Before coronavirus sent students at Our Lady of the Sacred Heart Catholic Primary School Randwick home to learn remotely, they rallied for a day to support a school hours from their own that was devastated by the bushfires that swept NSW this summer.
The school held a day of fundraising activities that spanned all areas of the curriculum and raised close to $20,000 for St Mary’s Primary School Moruya, on the NSW south coast, and wildlife rescue organisation WIRES.
Year 3 teacher Melissa Curry, one of the event’s coordinators, knew of the community after living in nearby Mollymook as a teenager and visiting Moruya to play basketball. She said the principal of St Mary’s was overwhelmed by the offer of help at a tough time.

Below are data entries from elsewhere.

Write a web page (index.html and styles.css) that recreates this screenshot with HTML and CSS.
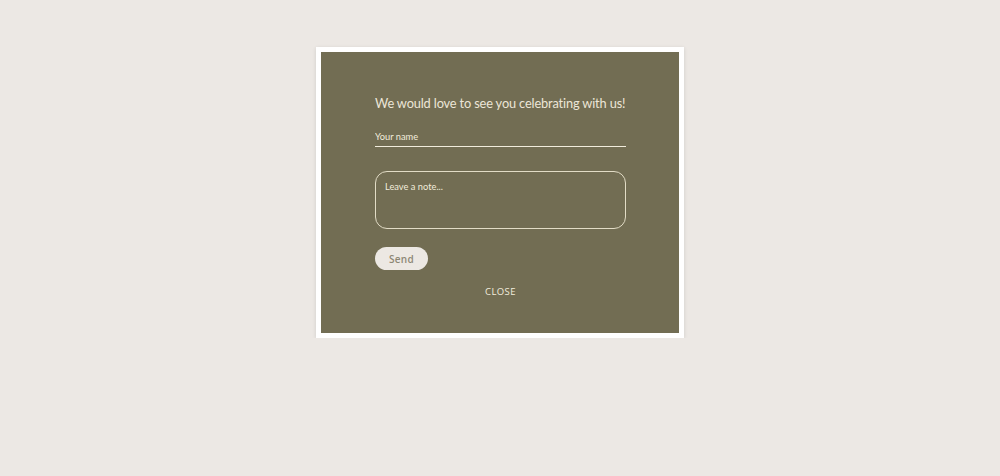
FILE: index.html
```html
<!DOCTYPE html>
<html lang="en">
<head>
  <meta charset="UTF-8" />
  <title>Celebrate with us</title>
  <link rel="stylesheet" href="styles.css">
</head>
<body>

  <!-- RSVP note dialog -->
  <div class="dialog">
    <div class="dialog-inner">
      <form class="note-form">
        <h2 class="note-title">We would love to see you celebrating with us!</h2>
        <input class="name-input" type="text" placeholder="Your name" />
        <textarea class="note-input" placeholder="Leave a note..."></textarea>
        <button class="send-btn" type="button">Send</button>
      </form>
      <button class="close-btn" type="button">CLOSE</button>
    </div>
  </div>

</body>
</html>
```

FILE: styles.css
```css
/* Basic page styling */
* {
  box-sizing: border-box;
  margin: 0;
  padding: 0;
}
body {
  background: #ece8e4;
  font-family: Lato, "Open Sans", sans-serif;
  display: flex;
  justify-content: center;
  padding-top: 47px;
}

/* ============================================================
   Dialog frame
   ============================================================ */
.dialog {
  width: 368px;
  background: #fff;
  padding: 5px;
  box-shadow: 0 1px 4px rgba(0, 0, 0, 0.12);
}
.dialog-inner {
  background: #726d53;
  height: 281px;
  padding: 43px 53px 0 54px;
  display: flex;
  flex-direction: column;
  align-items: center;
}

/* ============================================================
   Form
   ============================================================ */
.note-form {
  width: 100%;
  display: flex;
  flex-direction: column;
  align-items: flex-start;
}
.note-title {
  font-family: Lato, sans-serif;
  font-weight: 400;
  font-size: 12.8px;
  letter-spacing: -0.15px;
  color: #ece6d8;
  white-space: nowrap;
  line-height: 16px;
  margin-bottom: 20px;
}
.name-input {
  width: 100%;
  background: transparent;
  border: none;
  border-bottom: 1px solid #f1ecdc;
  color: #f1ecdc;
  font-family: Lato, sans-serif;
  font-size: 9.3px;
  padding: 0 0 5px 0;
  height: 16px;
  outline: none;
}
.name-input::placeholder {
  color: #f1ecdc;
}
.note-input {
  margin-top: 24px;
  width: 100%;
  height: 58px;
  background: transparent;
  border: 1px solid #e2dcc6;
  border-radius: 12px;
  color: #f1ecdc;
  font-family: Lato, sans-serif;
  font-size: 9.3px;
  padding: 9px 9px;
  resize: none;
  outline: none;
}
.note-input::placeholder {
  color: #f1ecdc;
}
.send-btn {
  margin-top: 18px;
  width: 53px;
  height: 23px;
  border: none;
  border-radius: 12px;
  background: #ece8e3;
  color: #8c8775;
  font-family: "Open Sans", sans-serif;
  font-weight: 600;
  font-size: 10px;
  letter-spacing: 0.3px;
  cursor: pointer;
}
.close-btn {
  margin-top: 15px;
  background: transparent;
  border: none;
  color: #f1ecdc;
  font-family: "Open Sans", sans-serif;
  font-size: 9.5px;
  letter-spacing: 0.4px;
  cursor: pointer;
}
```
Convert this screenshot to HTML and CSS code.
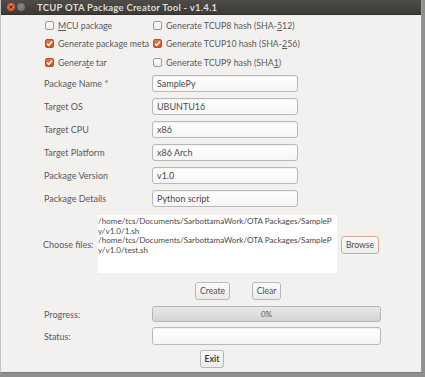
FILE: index.html
```html
<!DOCTYPE html>
<html>
<head>
<meta charset="utf-8">
<link rel="stylesheet" href="styles.css">
</head>
<body>
<div class="window">
  <div class="titlebar">
    <span class="wbtn close"><svg width="8" height="8" viewBox="0 0 8 8"><path d="M2.5 2.5L5.5 5.5M5.5 2.5L2.5 5.5" stroke="#3a2a20" stroke-width="1"/></svg></span>
    <span class="wbtn mini"></span>
    <span class="title">TCUP OTA Package Creator Tool - v1.4.1</span>
  </div>
  <div class="content">
    <div class="checks">
      <label class="chk"><span class="box"></span><span><u>M</u>CU package</span></label>
      <label class="chk"><span class="box"></span><span>Generate TCUP8 hash (SHA-<u>5</u>12)</span></label>
      <label class="chk"><span class="box on"><svg width="9" height="9" viewBox="0 0 9 9"><path d="M2 4.6L3.8 6.4L7 2.6" fill="none" stroke="#fff" stroke-width="1.5"/></svg></span><span>Generate package meta</span></label>
      <label class="chk"><span class="box on"><svg width="9" height="9" viewBox="0 0 9 9"><path d="M2 4.6L3.8 6.4L7 2.6" fill="none" stroke="#fff" stroke-width="1.5"/></svg></span><span>Generate TCUP10 hash (SHA-<u>2</u>56)</span></label>
      <label class="chk"><span class="box on"><svg width="9" height="9" viewBox="0 0 9 9"><path d="M2 4.6L3.8 6.4L7 2.6" fill="none" stroke="#fff" stroke-width="1.5"/></svg></span><span>Genera<u>t</u>e tar</span></label>
      <label class="chk"><span class="box"></span><span>Generate TCUP9 hash (SHA<u>1</u>)</span></label>
    </div>
    <div class="form">
      <span class="lbl">Package Name *</span><span class="field">SamplePy</span>
      <span class="lbl">Target OS</span><span class="field">UBUNTU16</span>
      <span class="lbl">Target CPU</span><span class="field">x86</span>
      <span class="lbl">Target Platform</span><span class="field">x86 Arch</span>
      <span class="lbl">Package Version</span><span class="field">v1.0</span>
      <span class="lbl">Package Details</span><span class="field">Python script</span>
    </div>
    <div class="files">
      <span class="flbl">Choose files:</span>
      <div class="filebox">
        <div>/home/tcs/Documents/SarbottamaWork/OTA Packages/SampleP</div>
        <div>y/v1.0/1.sh</div>
        <div>/home/tcs/Documents/SarbottamaWork/OTA Packages/SampleP</div>
        <div>y/v1.0/test.sh</div>
      </div>
      <span class="btn browse">Browse</span>
    </div>
    <div class="actions">
      <span class="btn create">Create</span>
      <span class="btn clear">Clear</span>
    </div>
    <div class="row prog">
      <span class="lbl">Progress:</span>
      <div class="bar">0%</div>
    </div>
    <div class="row stat">
      <span class="lbl">Status:</span>
      <div class="field wide"></div>
    </div>
    <div class="exitrow">
      <span class="btn exit">Exit</span>
    </div>
  </div>
</div>
</body>
</html>
```
FILE: styles.css
```css
html, body { margin: 0; padding: 0; }
body {
  background: #8f8f8f;
  font-family: "Lato", "DejaVu Sans", sans-serif;
  width: 425px;
  height: 377px;
  overflow: hidden;
}
.window {
  width: 420px;
  height: 372px;
  background: #f2f1f0;
  border-left: 1px solid #c4c4c4;
  border-right: 1px solid #9c9c9c;
  border-bottom: 1px solid #7d7d7d;
  display: flex;
  flex-direction: column;
  white-space: nowrap;
}
.titlebar {
  height: 15px;
  flex: none;
  background: linear-gradient(#4d4c47, #3c3b37);
  display: flex;
  align-items: center;
  padding-left: 6px;
  border-bottom: 1px solid #2f2e2b;
  box-sizing: border-box;
}
.wbtn {
  width: 8px;
  height: 8px;
  border-radius: 50%;
  display: flex;
  margin-right: 2px;
}
.close { background: radial-gradient(circle at 50% 40%, #f07a4a, #d9461c); }
.mini { background: radial-gradient(circle at 50% 40%, #8a8984, #67665f); }
.title {
  color: #dfdbd2;
  font-weight: bold;
  font-size: 9.5px;
  margin-left: 10px;
  letter-spacing: 0.25px;
}
.content {
  padding-left: 42px;
  color: #5a5a5a;
  font-size: 9px;
}
.checks {
  margin-top: 1px;
  display: grid;
  grid-template-columns: 108px 200px;
  grid-auto-rows: 18.5px;
  font-size: 8.8px;
}
.chk {
  display: flex;
  align-items: center;
  padding-left: 2px;
}
.box {
  width: 9px;
  height: 9px;
  flex: none;
  box-sizing: border-box;
  border: 1px solid #9a9a9a;
  border-radius: 2px;
  background: linear-gradient(#ffffff, #ececec);
  margin-right: 4px;
  display: flex;
}
.box.on {
  border-color: #c24a22;
  background: linear-gradient(#e8714a, #d4521f);
}
.box svg { margin: -1px; }
u { text-decoration-thickness: 1px; text-underline-offset: 1px; }
.form {
  margin-top: 3.5px;
  display: grid;
  grid-template-columns: 109px 146px;
  grid-auto-rows: 17px;
  row-gap: 6px;
}
.lbl { display: flex; align-items: center; padding-left: 1px; }
.field {
  box-sizing: border-box;
  border: 1px solid #b9b9b9;
  border-radius: 3px;
  background: linear-gradient(#ffffff, #f6f6f6);
  box-shadow: inset 0 1px 1px rgba(0,0,0,0.06);
  display: flex;
  align-items: center;
  padding-left: 4px;
  color: #4a4a4a;
}
.files {
  margin-top: 8px;
  display: flex;
  align-items: center;
}
.flbl {
  width: 50px;
  flex: none;
  text-align: right;
  margin-right: 5px;
}
.filebox {
  width: 239px;
  height: 58px;
  flex: none;
  background: #ffffff;
  box-sizing: border-box;
  padding-top: 2px;
  font-size: 8.1px;
  line-height: 9.5px;
  color: #4a4a4a;
  overflow: hidden;
}
.btn {
  box-sizing: border-box;
  height: 18px;
  flex: none;
  border: 1px solid #b8b8b8;
  border-radius: 3px;
  background: linear-gradient(#fbfbfb, #ebebeb);
  display: flex;
  align-items: center;
  justify-content: center;
  color: #4f4f4f;
  font-size: 8.6px;
}
.browse {
  width: 38px;
  margin-left: 4px;
  margin-top: 2px;
  border-color: #e1a48a;
}
.actions {
  margin-top: 9px;
  display: flex;
  padding-left: 152px;
  gap: 22px;
}
.create { width: 35px; }
.clear { width: 29px; }
.row {
  display: grid;
  grid-template-columns: 109px 229px;
}
.prog { margin-top: 6px; height: 16px; }
.bar {
  box-sizing: border-box;
  border: 1px solid #b4b4b4;
  border-radius: 3px;
  background: linear-gradient(#e9e9e9, #d3d3d3);
  display: flex;
  align-items: center;
  justify-content: center;
  font-size: 8px;
  color: #555;
}
.stat { margin-top: 5px; height: 18px; }
.exitrow {
  margin-top: 5px;
  padding-left: 157px;
  display: flex;
}
.exit { width: 24px; font-weight: bold; color: #3f3f3f; }
```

“Her school had also been evacuated in week three of the term because of the torrential rain. It had been flooded,” Ms Curry said.
“Last year we had a fundraiser through our parish to help build a bridge in Zambia, and I think we’ve kept that sentiment going. We’re building bridges with another community, and it is another community that the children could meet and holiday with.
“We’re going to become pen pals and forge a bond with St Mary’s that will last a lifetime, hopefully.”
Kindergarten student Elijah Frangi followed the footsteps of his older brother who has started his own charity and contributed $750 to the total raised through a walk-a-thon, read-a-thon and stalls during the March fundraiser. He said his family contributed the money “so they can continue their learning”.
We’re going to … forge a bond with St Mary’s that will last a lifetime.
The fundraiser’s activities also helped hone students mathematics skills, literacy and creative side through the creation of two books with thoughts, prayers and drawings each for St Mary’s and WIRES.
The bushfires also tied in with science lessons on the environment and sustainability, aboriginal history and the gospel value of stewardship, with the students asked to consider how best to care for the environment.
The walk-a-thon ticked PDHPE goals. During the read-a-thon students started to record hours for the Premier’s Reading Challenge, an activity that many students are continuing remotely due to the government’s efforts to contain the COVID-19 outbreak.
Everyone was having so much fun, but it also benefits another school.
Year 4 student Nicole Damiani opted for an entrepreneurial approach to the social justice initiative and held her own cake stall.
“I made cupcakes and my grandma’s famous chocolate balls,” Nicole said. “St Mary’s is going through a lot of trouble and I wanted to help out a bit.”
School captain Zara Paterson, in Year 6, said Moruya was special to her because members of her extended family had a holiday house nearby and she knew people from the community.
“They’re so happy that our school had the kindness and generosity to support them,” she said.
“In science we look at endangered species and most of them are from bushfires and loss of habitat. I really liked the walk-a-thon. You could tell that everyone was having so much fun, but it also benefits another school.”